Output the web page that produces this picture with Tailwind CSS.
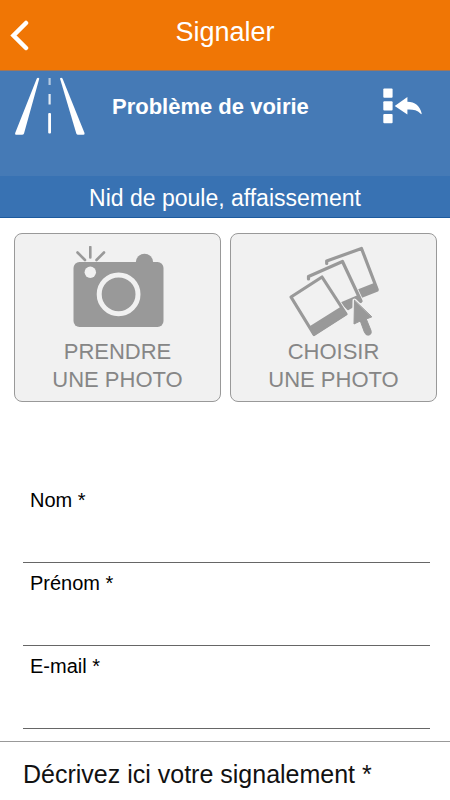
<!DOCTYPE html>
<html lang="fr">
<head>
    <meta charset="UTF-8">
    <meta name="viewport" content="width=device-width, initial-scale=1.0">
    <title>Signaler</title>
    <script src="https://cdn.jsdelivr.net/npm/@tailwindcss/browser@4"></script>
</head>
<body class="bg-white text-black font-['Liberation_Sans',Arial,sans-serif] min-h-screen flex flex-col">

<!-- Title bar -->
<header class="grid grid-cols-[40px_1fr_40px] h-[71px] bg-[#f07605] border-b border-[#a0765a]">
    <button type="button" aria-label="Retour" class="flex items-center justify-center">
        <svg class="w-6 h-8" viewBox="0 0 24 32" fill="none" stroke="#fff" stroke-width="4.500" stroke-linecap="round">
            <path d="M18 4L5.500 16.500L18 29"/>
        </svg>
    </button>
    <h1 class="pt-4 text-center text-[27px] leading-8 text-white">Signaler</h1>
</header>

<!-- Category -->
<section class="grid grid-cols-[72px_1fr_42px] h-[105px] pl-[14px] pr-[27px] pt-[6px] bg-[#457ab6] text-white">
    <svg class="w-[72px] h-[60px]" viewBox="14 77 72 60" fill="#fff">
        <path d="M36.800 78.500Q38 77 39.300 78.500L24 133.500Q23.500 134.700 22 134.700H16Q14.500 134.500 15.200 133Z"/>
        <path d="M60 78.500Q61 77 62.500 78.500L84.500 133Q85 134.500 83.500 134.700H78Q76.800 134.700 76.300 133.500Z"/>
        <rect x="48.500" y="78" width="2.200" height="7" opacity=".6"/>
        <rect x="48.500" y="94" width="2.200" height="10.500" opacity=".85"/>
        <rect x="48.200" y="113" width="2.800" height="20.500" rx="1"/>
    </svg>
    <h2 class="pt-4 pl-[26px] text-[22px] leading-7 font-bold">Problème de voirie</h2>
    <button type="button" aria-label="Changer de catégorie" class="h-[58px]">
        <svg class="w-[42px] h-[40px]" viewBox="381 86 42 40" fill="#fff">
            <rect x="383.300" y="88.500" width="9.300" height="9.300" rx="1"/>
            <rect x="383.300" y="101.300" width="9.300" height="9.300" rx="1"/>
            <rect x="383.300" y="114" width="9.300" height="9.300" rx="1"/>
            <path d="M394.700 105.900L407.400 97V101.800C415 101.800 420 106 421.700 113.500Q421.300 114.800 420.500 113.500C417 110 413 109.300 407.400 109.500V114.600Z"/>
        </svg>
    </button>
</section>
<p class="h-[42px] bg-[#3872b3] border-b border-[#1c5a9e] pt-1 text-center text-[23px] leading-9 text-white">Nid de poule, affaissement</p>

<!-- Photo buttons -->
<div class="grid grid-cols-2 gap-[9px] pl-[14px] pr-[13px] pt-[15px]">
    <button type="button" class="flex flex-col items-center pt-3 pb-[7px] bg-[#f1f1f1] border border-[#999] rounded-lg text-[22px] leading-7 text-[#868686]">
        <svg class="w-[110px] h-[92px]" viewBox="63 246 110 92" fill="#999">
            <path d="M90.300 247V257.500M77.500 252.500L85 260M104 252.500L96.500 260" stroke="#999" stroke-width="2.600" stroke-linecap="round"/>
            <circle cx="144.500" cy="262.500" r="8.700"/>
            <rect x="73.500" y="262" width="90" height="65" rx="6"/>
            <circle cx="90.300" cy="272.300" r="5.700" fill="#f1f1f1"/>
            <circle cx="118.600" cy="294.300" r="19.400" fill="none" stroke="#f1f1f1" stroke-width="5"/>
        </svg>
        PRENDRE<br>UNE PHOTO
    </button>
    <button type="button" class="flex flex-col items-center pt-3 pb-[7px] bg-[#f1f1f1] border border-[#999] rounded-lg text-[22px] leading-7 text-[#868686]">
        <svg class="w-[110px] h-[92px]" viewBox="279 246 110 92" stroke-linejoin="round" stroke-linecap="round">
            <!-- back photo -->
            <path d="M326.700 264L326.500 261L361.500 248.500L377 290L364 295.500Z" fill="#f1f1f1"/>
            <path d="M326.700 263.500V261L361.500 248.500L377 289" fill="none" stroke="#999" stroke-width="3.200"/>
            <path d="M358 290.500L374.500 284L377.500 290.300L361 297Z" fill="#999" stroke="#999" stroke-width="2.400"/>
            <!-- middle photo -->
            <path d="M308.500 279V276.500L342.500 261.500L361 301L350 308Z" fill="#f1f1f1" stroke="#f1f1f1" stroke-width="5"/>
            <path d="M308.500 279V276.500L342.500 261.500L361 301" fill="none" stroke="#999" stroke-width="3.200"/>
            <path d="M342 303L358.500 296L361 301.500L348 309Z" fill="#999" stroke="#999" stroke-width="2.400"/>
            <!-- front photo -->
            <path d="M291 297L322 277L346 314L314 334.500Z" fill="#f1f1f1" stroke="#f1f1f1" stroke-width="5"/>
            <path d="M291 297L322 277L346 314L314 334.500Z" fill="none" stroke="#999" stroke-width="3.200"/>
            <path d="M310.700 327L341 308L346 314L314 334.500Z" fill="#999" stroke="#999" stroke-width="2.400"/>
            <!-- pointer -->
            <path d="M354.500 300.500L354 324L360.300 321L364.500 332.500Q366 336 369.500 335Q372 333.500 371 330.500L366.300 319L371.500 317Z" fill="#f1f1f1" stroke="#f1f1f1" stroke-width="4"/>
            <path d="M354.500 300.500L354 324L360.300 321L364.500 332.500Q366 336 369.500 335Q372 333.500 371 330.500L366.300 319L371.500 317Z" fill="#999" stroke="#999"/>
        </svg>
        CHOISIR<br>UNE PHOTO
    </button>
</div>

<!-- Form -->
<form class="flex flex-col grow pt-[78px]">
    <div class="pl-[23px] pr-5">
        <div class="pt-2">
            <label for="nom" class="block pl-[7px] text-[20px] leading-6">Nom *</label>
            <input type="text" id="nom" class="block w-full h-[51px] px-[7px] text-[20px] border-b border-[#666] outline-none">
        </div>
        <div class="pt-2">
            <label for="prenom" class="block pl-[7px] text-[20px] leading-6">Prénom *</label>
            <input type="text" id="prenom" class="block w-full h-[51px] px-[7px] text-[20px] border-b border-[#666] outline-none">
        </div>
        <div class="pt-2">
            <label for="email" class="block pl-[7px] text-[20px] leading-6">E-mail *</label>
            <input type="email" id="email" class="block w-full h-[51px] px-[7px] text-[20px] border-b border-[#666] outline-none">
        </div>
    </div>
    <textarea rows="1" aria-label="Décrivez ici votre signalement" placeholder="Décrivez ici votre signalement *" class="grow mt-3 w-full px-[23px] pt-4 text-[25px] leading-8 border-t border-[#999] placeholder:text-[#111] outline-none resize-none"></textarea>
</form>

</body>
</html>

Stated exercise
Set down all the data again exactly as above, pictures excluded.

Output of the exercise
Output the web page that produces this picture with Tailwind CSS.
<!DOCTYPE html>
<html lang="fr">
<head>
    <meta charset="UTF-8">
    <meta name="viewport" content="width=device-width, initial-scale=1.0">
    <title>Signaler</title>
    <script src="https://cdn.jsdelivr.net/npm/@tailwindcss/browser@4"></script>
</head>
<body class="bg-white text-black font-['Liberation_Sans',Arial,sans-serif] min-h-screen flex flex-col">

<!-- Title bar -->
<header class="grid grid-cols-[40px_1fr_40px] h-[71px] bg-[#f07605] border-b border-[#a0765a]">
    <button type="button" aria-label="Retour" class="flex items-center justify-center">
        <svg class="w-6 h-8" viewBox="0 0 24 32" fill="none" stroke="#fff" stroke-width="4.500" stroke-linecap="round">
            <path d="M18 4L5.500 16.500L18 29"/>
        </svg>
    </button>
    <h1 class="pt-4 text-center text-[27px] leading-8 text-white">Signaler</h1>
</header>

<!-- Category -->
<section class="grid grid-cols-[72px_1fr_42px] h-[105px] pl-[14px] pr-[27px] pt-[6px] bg-[#457ab6] text-white">
    <svg class="w-[72px] h-[60px]" viewBox="14 77 72 60" fill="#fff">
        <path d="M36.800 78.500Q38 77 39.300 78.500L24 133.500Q23.500 134.700 22 134.700H16Q14.500 134.500 15.200 133Z"/>
        <path d="M60 78.500Q61 77 62.500 78.500L84.500 133Q85 134.500 83.500 134.700H78Q76.800 134.700 76.300 133.500Z"/>
        <rect x="48.500" y="78" width="2.200" height="7" opacity=".6"/>
        <rect x="48.500" y="94" width="2.200" height="10.500" opacity=".85"/>
        <rect x="48.200" y="113" width="2.800" height="20.500" rx="1"/>
    </svg>
    <h2 class="pt-4 pl-[26px] text-[22px] leading-7 font-bold">Problème de voirie</h2>
    <button type="button" aria-label="Changer de catégorie" class="h-[58px]">
        <svg class="w-[42px] h-[40px]" viewBox="381 86 42 40" fill="#fff">
            <rect x="383.300" y="88.500" width="9.300" height="9.300" rx="1"/>
            <rect x="383.300" y="101.300" width="9.300" height="9.300" rx="1"/>
            <rect x="383.300" y="114" width="9.300" height="9.300" rx="1"/>
            <path d="M394.700 105.900L407.400 97V101.800C415 101.800 420 106 421.700 113.500Q421.300 114.800 420.500 113.500C417 110 413 109.300 407.400 109.500V114.600Z"/>
        </svg>
    </button>
</section>
<p class="h-[42px] bg-[#3872b3] border-b border-[#1c5a9e] pt-1 text-center text-[23px] leading-9 text-white">Nid de poule, affaissement</p>

<!-- Photo buttons -->
<div class="grid grid-cols-2 gap-[9px] pl-[14px] pr-[13px] pt-[15px]">
    <button type="button" class="flex flex-col items-center pt-3 pb-[7px] bg-[#f1f1f1] border border-[#999] rounded-lg text-[22px] leading-7 text-[#868686]">
        <svg class="w-[110px] h-[92px]" viewBox="63 246 110 92" fill="#999">
            <path d="M90.300 247V257.500M77.500 252.500L85 260M104 252.500L96.500 260" stroke="#999" stroke-width="2.600" stroke-linecap="round"/>
            <circle cx="144.500" cy="262.500" r="8.700"/>
            <rect x="73.500" y="262" width="90" height="65" rx="6"/>
            <circle cx="90.300" cy="272.300" r="5.700" fill="#f1f1f1"/>
            <circle cx="118.600" cy="294.300" r="19.400" fill="none" stroke="#f1f1f1" stroke-width="5"/>
        </svg>
        PRENDRE<br>UNE PHOTO
    </button>
    <button type="button" class="flex flex-col items-center pt-3 pb-[7px] bg-[#f1f1f1] border border-[#999] rounded-lg text-[22px] leading-7 text-[#868686]">
        <svg class="w-[110px] h-[92px]" viewBox="279 246 110 92" stroke-linejoin="round" stroke-linecap="round">
            <!-- back photo -->
            <path d="M326.700 264L326.500 261L361.500 248.500L377 290L364 295.500Z" fill="#f1f1f1"/>
            <path d="M326.700 263.500V261L361.500 248.500L377 289" fill="none" stroke="#999" stroke-width="3.200"/>
            <path d="M358 290.500L374.500 284L377.500 290.300L361 297Z" fill="#999" stroke="#999" stroke-width="2.400"/>
            <!-- middle photo -->
            <path d="M308.500 279V276.500L342.500 261.500L361 301L350 308Z" fill="#f1f1f1" stroke="#f1f1f1" stroke-width="5"/>
            <path d="M308.500 279V276.500L342.500 261.500L361 301" fill="none" stroke="#999" stroke-width="3.200"/>
            <path d="M342 303L358.500 296L361 301.500L348 309Z" fill="#999" stroke="#999" stroke-width="2.400"/>
            <!-- front photo -->
            <path d="M291 297L322 277L346 314L314 334.500Z" fill="#f1f1f1" stroke="#f1f1f1" stroke-width="5"/>
            <path d="M291 297L322 277L346 314L314 334.500Z" fill="none" stroke="#999" stroke-width="3.200"/>
            <path d="M310.700 327L341 308L346 314L314 334.500Z" fill="#999" stroke="#999" stroke-width="2.400"/>
            <!-- pointer -->
            <path d="M354.500 300.500L354 324L360.300 321L364.500 332.500Q366 336 369.500 335Q372 333.500 371 330.500L366.300 319L371.500 317Z" fill="#f1f1f1" stroke="#f1f1f1" stroke-width="4"/>
            <path d="M354.500 300.500L354 324L360.300 321L364.500 332.500Q366 336 369.500 335Q372 333.500 371 330.500L366.300 319L371.500 317Z" fill="#999" stroke="#999"/>
        </svg>
        CHOISIR<br>UNE PHOTO
    </button>
</div>

<!-- Form -->
<form class="flex flex-col grow pt-[78px]">
    <div class="pl-[23px] pr-5">
        <div class="pt-2">
            <label for="nom" class="block pl-[7px] text-[20px] leading-6">Nom *</label>
            <input type="text" id="nom" class="block w-full h-[51px] px-[7px] text-[20px] border-b border-[#666] outline-none">
        </div>
        <div class="pt-2">
            <label for="prenom" class="block pl-[7px] text-[20px] leading-6">Prénom *</label>
            <input type="text" id="prenom" class="block w-full h-[51px] px-[7px] text-[20px] border-b border-[#666] outline-none">
        </div>
        <div class="pt-2">
            <label for="email" class="block pl-[7px] text-[20px] leading-6">E-mail *</label>
            <input type="email" id="email" class="block w-full h-[51px] px-[7px] text-[20px] border-b border-[#666] outline-none">
        </div>
    </div>
    <textarea rows="1" aria-label="Décrivez ici votre signalement" placeholder="Décrivez ici votre signalement *" class="grow mt-3 w-full px-[23px] pt-4 text-[25px] leading-8 border-t border-[#999] placeholder:text-[#111] outline-none resize-none"></textarea>
</form>

</body>
</html>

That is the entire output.